Two Chinese electric van brands will go on sale in Britain early next year with five year warranties.
The vehicles will be imported through Portbury, Bristol docks but the number of jobs being created at IA headquarters is not yet known.
They are likely to be low volume numbers which would allow them to circumvent tougher tests applied to big sellers. Pricing of the newcomers will be critical to their success. In China the evs are now much cheaper than when launched and offer a real challenge to the European and Asian brands.
If they undercut the rising number of UK and European vans now coming to market they could be a real boost to the Government’s drive towards ultra-low emissions by 2035 but would be likely to enflame members of the Society of Motor Manufacturers and Traders representing the existing marques in Britain and who are facing stiff resistance from buyers to the higher priced evs currently going into showrooms.

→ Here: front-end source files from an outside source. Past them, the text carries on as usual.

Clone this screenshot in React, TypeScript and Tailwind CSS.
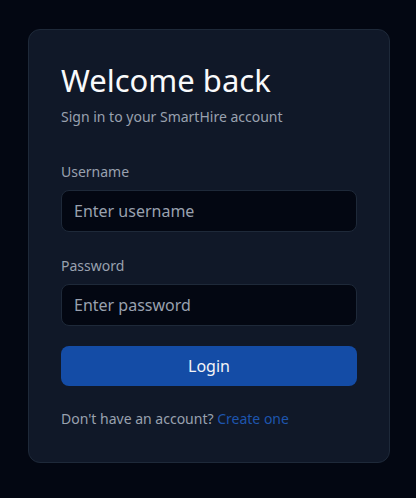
import type { JSX } from "react";

const Field = ({
  label,
  type,
  placeholder,
}: {
  label: string;
  type: string;
  placeholder: string;
}): JSX.Element => {
  return (
    <div className="flex flex-col">
      <label className="mb-2 text-sm leading-5 text-gray-400">{label}</label>
      <input
        type={type}
        placeholder={placeholder}
        className="h-[42px] w-full rounded-lg border border-gray-800 bg-gray-950 px-3 py-2 text-base leading-6 text-gray-100 placeholder:text-gray-400 outline-none"
      />
    </div>
  );
};

const App = (): JSX.Element => {
  return (
    <div
      className="min-h-[498px] bg-[#030712] pt-[29px] pl-[28px]"
      style={{ fontFamily: '"Noto Sans", "Open Sans", sans-serif' }}
    >
      <div className="w-[362px] rounded-xl border border-gray-800 bg-gray-900 px-8 pt-8 pb-[33px]">
        <h1 className="text-[31px] leading-[37px] font-normal text-gray-50">
          Welcome back
        </h1>
        <p className="mt-2 text-sm leading-5 text-gray-400">
          Sign in to your SmartHire account
        </p>
        <div className="mt-[35px] flex flex-col gap-6">
          <Field label="Username" type="text" placeholder="Enter username" />
          <Field label="Password" type="password" placeholder="Enter password" />
        </div>
        <button className="mt-5 h-10 w-full rounded-lg bg-[#144ca6] text-base leading-6 text-gray-100">
          Login
        </button>
        <p className="mt-[23px] text-sm leading-5 text-gray-400">
          Don't have an account?{" "}
          <a href="#" className="text-[#1e55ae]">
            Create one
          </a>
        </p>
      </div>
    </div>
  );
};

export default App;
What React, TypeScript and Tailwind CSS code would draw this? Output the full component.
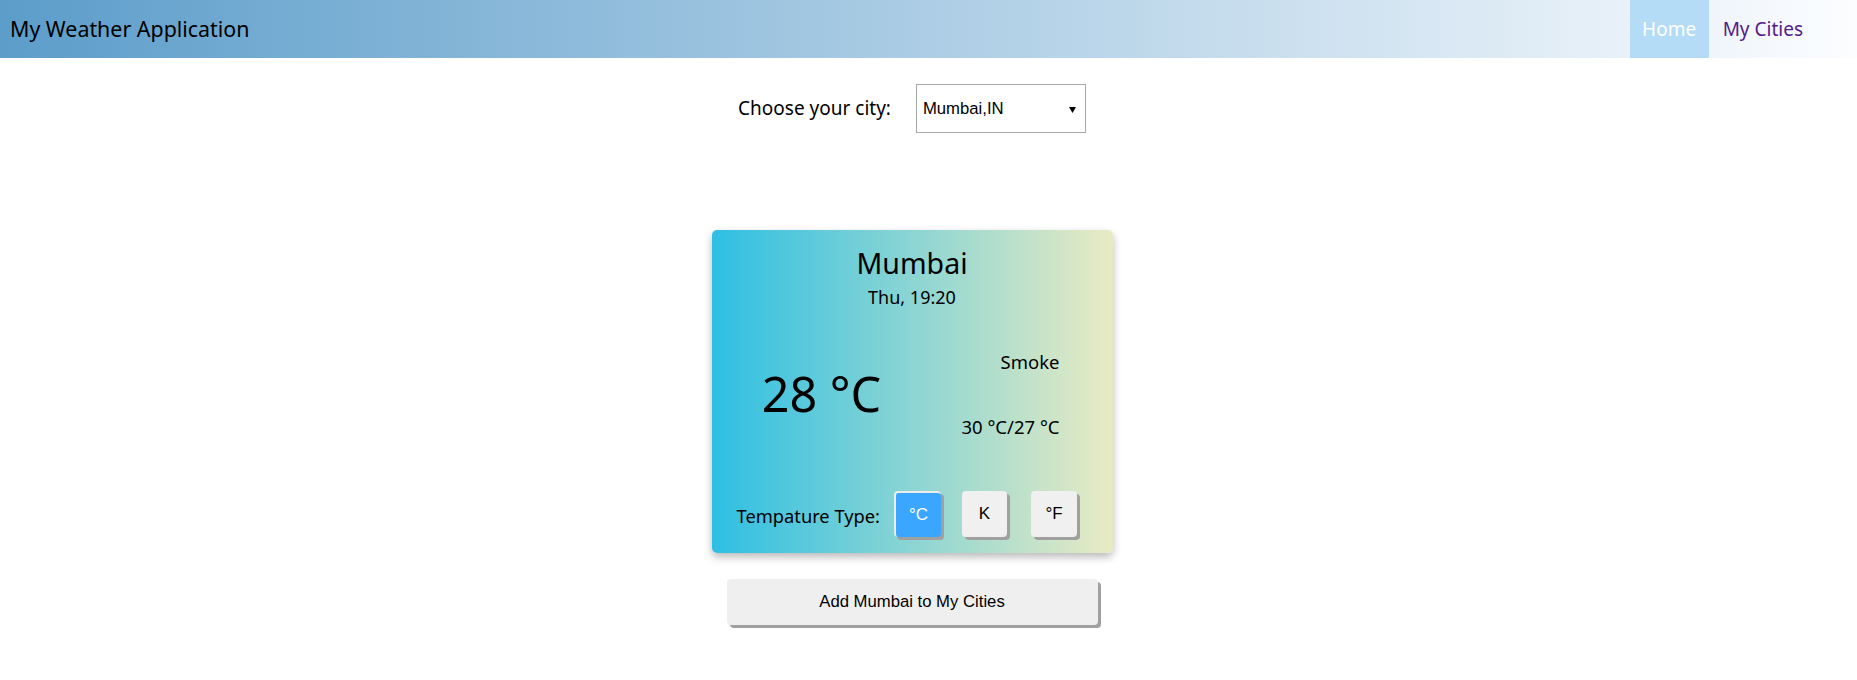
export default function App() {
  return (
    <div className="min-h-[680px] bg-white font-['Noto_Sans',sans-serif] text-black">
      <header className="h-[58px] flex items-stretch justify-between bg-[linear-gradient(to_right,#5c9dca,#fcfdff)]">
        <div className="flex items-center pl-[10px] text-[21.4px]">My Weather Application</div>
        <nav className="flex items-stretch pr-[40px] text-[19px]">
          <a className="flex items-center px-[12.5px] bg-[#b4dcf6] text-white">Home</a>
          <a className="flex items-center px-[14px] text-[#551a8b]">My Cities</a>
        </nav>
      </header>
      <main className="flex flex-col items-center pr-[33px]">
        <div className="mt-[26px] flex items-center h-[49px]">
          <span className="text-[19px] mr-[25px]">Choose your city:</span>
          <div className="relative w-[170px] h-[49px] border border-[#a9a9a9] flex items-center pl-[6px] font-['Liberation_Sans',sans-serif] text-[16.7px]">
            Mumbai,IN
            <svg className="absolute right-[9px] top-[22px]" width="7" height="6" viewBox="0 0 7 6">
              <polygon points="0,0 7,0 3.5,6" fill="#000" />
            </svg>
          </div>
        </div>

        <div className="mt-[97px] w-[401px] h-[323px] rounded-[5px] shadow-[0_4px_8px_rgba(0,0,0,0.28)] bg-[linear-gradient(to_right,#2ebfe3,#e9ebc3)] flex flex-col">
          <div className="pt-[15px] flex flex-col items-center">
            <div className="text-[28.5px] leading-[36px]">Mumbai</div>
            <div className="mt-[4px] text-[18px] leading-[24px]">Thu, 19:20</div>
          </div>
          <div className="flex items-start">
            <div className="w-[220px] mt-[54px] text-center text-[48.5px] leading-[60px]">28 °C</div>
            <div className="flex-1 flex flex-col items-end pr-[53px] mt-[41px] text-[18.5px] leading-[24px]">
              <div>Smoke</div>
              <div className="mt-[41px]">30 °C/27 °C</div>
            </div>
          </div>
          <div className="mt-auto pb-[16px] pl-[25px] flex items-center">
            <span className="text-[18.3px] leading-[24px] mt-[4px]">Tempature Type:</span>
            <button className="ml-[14px] w-[47px] h-[46px] rounded-[4px] bg-[#3aa6ff] border-t-2 border-l-2 border-[#ececec] shadow-[3px_3px_0_#a0a0a0] text-white font-['Liberation_Sans',sans-serif] text-[17px]">°C</button>
            <button className="ml-[21px] w-[45px] h-[46px] rounded-[4px] bg-[#f0f0f0] shadow-[3px_3px_0_#a0a0a0] font-['Liberation_Sans',sans-serif] text-[17px]">K</button>
            <button className="ml-[24px] w-[46px] h-[46px] rounded-[4px] bg-[#f0f0f0] shadow-[3px_3px_0_#a0a0a0] font-['Liberation_Sans',sans-serif] text-[17px]">°F</button>
          </div>
        </div>

        <button className="mt-[26px] w-[371px] h-[46px] rounded-[4px] bg-[#efefef] shadow-[3px_3px_0_#a0a0a0] font-['Liberation_Sans',sans-serif] text-[16.7px]">
          Add Mumbai to My Cities
        </button>
      </main>
    </div>
  );
}
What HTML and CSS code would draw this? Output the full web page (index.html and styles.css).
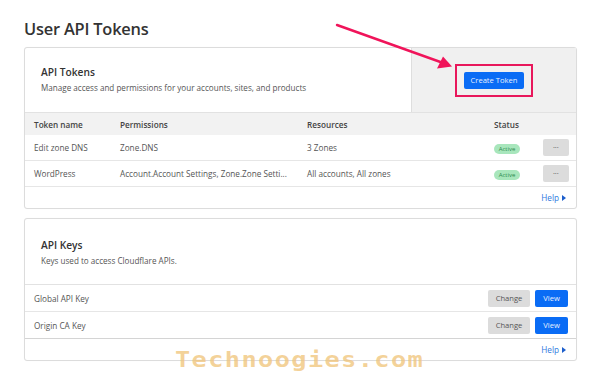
FILE: index.html
```html
<!DOCTYPE html>
<html>
<head>
<meta charset="utf-8">
<link rel="stylesheet" href="styles.css">
</head>
<body>
<h1 class="title">User API Tokens</h1>

<section class="card">
  <div class="card-head">
    <div class="head-text">
      <h2 class="head-title">API Tokens</h2>
      <p class="head-desc">Manage access and permissions for your accounts, sites, and products</p>
    </div>
    <div class="head-action">
      <div class="highlight"><button class="btn btn-primary btn-create">Create Token</button></div>
    </div>
  </div>
  <div class="trow thead">
    <div>Token name</div><div>Permissions</div><div>Resources</div><div>Status</div><div></div>
  </div>
  <div class="trow">
    <div>Edit zone DNS</div><div>Zone.DNS</div><div>3 Zones</div><div><span class="badge">Active</span></div><div class="act"><button class="btn btn-more">&bull;&bull;&bull;</button></div>
  </div>
  <div class="trow">
    <div>WordPress</div><div>Account.Account Settings, Zone.Zone Setti...</div><div>All accounts, All zones</div><div><span class="badge">Active</span></div><div class="act"><button class="btn btn-more">&bull;&bull;&bull;</button></div>
  </div>
  <div class="card-foot"><a class="help">Help <span class="tri"></span></a></div>
</section>

<section class="card">
  <div class="card-head keys-head">
    <div class="head-text">
      <h2 class="head-title">API Keys</h2>
      <p class="head-desc">Keys used to access Cloudflare APIs.</p>
    </div>
  </div>
  <div class="krow">
    <div>Global API Key</div>
    <div class="kbtns"><button class="btn btn-gray">Change</button><button class="btn btn-primary btn-view">View</button></div>
  </div>
  <div class="krow last">
    <div>Origin CA Key</div>
    <div class="kbtns"><button class="btn btn-gray">Change</button><button class="btn btn-primary btn-view">View</button></div>
  </div>
  <div class="card-foot"><a class="help">Help <span class="tri"></span></a></div>
</section>

<svg class="arrow" width="600" height="100" viewBox="0 0 600 100">
  <line x1="337" y1="25" x2="446" y2="64" stroke="#f0145a" stroke-width="2.4" stroke-linecap="round"/>
  <polygon points="452,66.5 437,68.5 443,56.5" fill="#f0145a"/>
</svg>

<div class="watermark">Technoogies.com</div>
</body>
</html>
```

FILE: styles.css
```css
* { box-sizing: border-box; }
html, body { margin: 0; padding: 0; }
body {
  width: 600px;
  height: 384px;
  background: #fff;
  font-family: "Open Sans", "Noto Sans", sans-serif;
  color: #555;
  padding: 17px 23px 0 24px;
  position: relative;
  overflow: hidden;
}
.title {
  margin: 0 0 6px 0;
  font-size: 16.4px;
  font-weight: 600;
  color: #333;
  line-height: 24px;
  letter-spacing: -0.2px;
}
.card {
  border: 1px solid #dcdcdc;
  border-radius: 3px;
  margin-bottom: 9px;
  background: #fff;
  box-shadow: 0 0 1px rgba(0,0,0,0.05);
}
.card-head {
  display: flex;
  height: 65px;
  border-bottom: 1px solid #e2e2e2;
}
.head-text {
  flex: 1;
  padding: 17px 0 0 16px;
}
.keys-head .head-text { padding-top: 19px; }
.keys-head { height: 66px; }
.head-title {
  margin: 0;
  font-size: 10.2px;
  font-weight: 600;
  color: #333;
  line-height: 14px;
}
.head-desc {
  margin: 3px 0 0 0;
  font-size: 8.1px;
  line-height: 11px;
  color: #555;
}
.head-action {
  width: 165px;
  background: #f0f0f0;
  border-left: 1px solid #dedede;
  display: flex;
  align-items: center;
  justify-content: center;
}
.highlight {
  border: 2px solid #e8175b;
  padding: 6px 7px;
  display: flex;
}
.btn {
  font-family: "Open Sans", "Noto Sans", sans-serif;
  border: none;
  border-radius: 2px;
  padding: 0;
  font-size: 7.6px;
  line-height: 17px;
  height: 17px;
  cursor: pointer;
}
.btn-primary { background: #0a6cf5; color: #e8f0ff; }
.btn-create { width: 60px; }
.trow {
  display: grid;
  grid-template-columns: 86px 187px 187px 49px 1fr;
  align-items: center;
  height: 26px;
  padding: 0 8px 0 9px;
  border-bottom: 1px solid #e6e6e6;
  font-size: 8.2px;
  color: #555;
  white-space: nowrap;
}
.trow.thead {
  height: 22px;
  background: #f2f2f2;
  font-weight: 600;
  color: #444;
  border-bottom: none;
}
.act { display: flex; justify-content: flex-end; }
.badge {
  display: inline-block;
  width: 26px;
  height: 10px;
  line-height: 10px;
  text-align: center;
  border-radius: 5px;
  background: #a8e6bc;
  color: #2e8a4c;
  font-size: 6px;
}
.btn-more {
  width: 26px;
  height: 17px;
  background: #dcdcdc;
  color: #666;
  font-size: 4px;
  line-height: 17px;
  letter-spacing: 0.3px;
}
.card-foot {
  height: 21px;
  display: flex;
  justify-content: flex-end;
  align-items: center;
  padding-right: 10px;
}
.help {
  color: #2f78e0;
  font-size: 8.2px;
  display: flex;
  align-items: center;
  gap: 3px;
}
.tri {
  width: 0; height: 0;
  border-top: 3.5px solid transparent;
  border-bottom: 3.5px solid transparent;
  border-left: 4px solid #1d5fcc;
}
.krow {
  display: flex;
  justify-content: space-between;
  align-items: center;
  height: 27px;
  padding: 0 8px 0 9px;
  border-bottom: 1px solid #e6e6e6;
  font-size: 8.2px;
  color: #555;
}
.krow.last { border-bottom: 1px solid #d4d4d4; }
.kbtns { display: flex; gap: 5px; }
.btn-gray { width: 42px; background: #dcdcdc; color: #555; }
.btn-view { width: 33px; }
.arrow {
  position: absolute;
  left: 0;
  top: 0;
  pointer-events: none;
}
.watermark {
  position: absolute;
  left: 175px;
  top: 345px;
  font-family: "DejaVu Sans Mono", monospace;
  font-weight: bold;
  font-size: 22px;
  letter-spacing: 1.2px;
  transform: scaleX(1.15);
  transform-origin: left center;
  color: rgba(240, 195, 120, 0.75);
  line-height: 30px;
  white-space: nowrap;
}
```
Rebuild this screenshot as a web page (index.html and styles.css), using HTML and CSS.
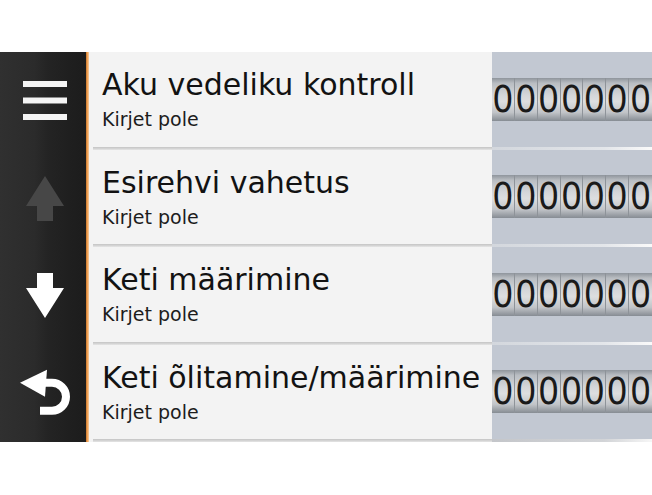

Experts at Thatcham Research, which carries out exhaustive safety tests on new models sold in Britain said small numbers of vehicles posed a grey area for legislators.
All new vehicles in the UK must still comply with The United Nations Economic Commission for Europe (UNECE) Type Approval rules, according to Thatcham Research.
In Europe, all UK sourced cars must comply with existing EU Type Approval rules. In the Brexit agreement, the UK agreed to accept all current EU regulations, however a grey area remains around the General Safety Regulation (GSR2). The DfT has indicated that it would transfer GSR2 to GB Approval, but trade negotiations have led to ambiguity around this point.
With this, there is the potential risk that the UK accepts non-EU approved vehicles, but the Euro NCAP programme would prevent vehicle manufacturers from downgrading car specs for the UK. However, this doesn’t stop the UK allowing the import of a non-EU compliant vehicle.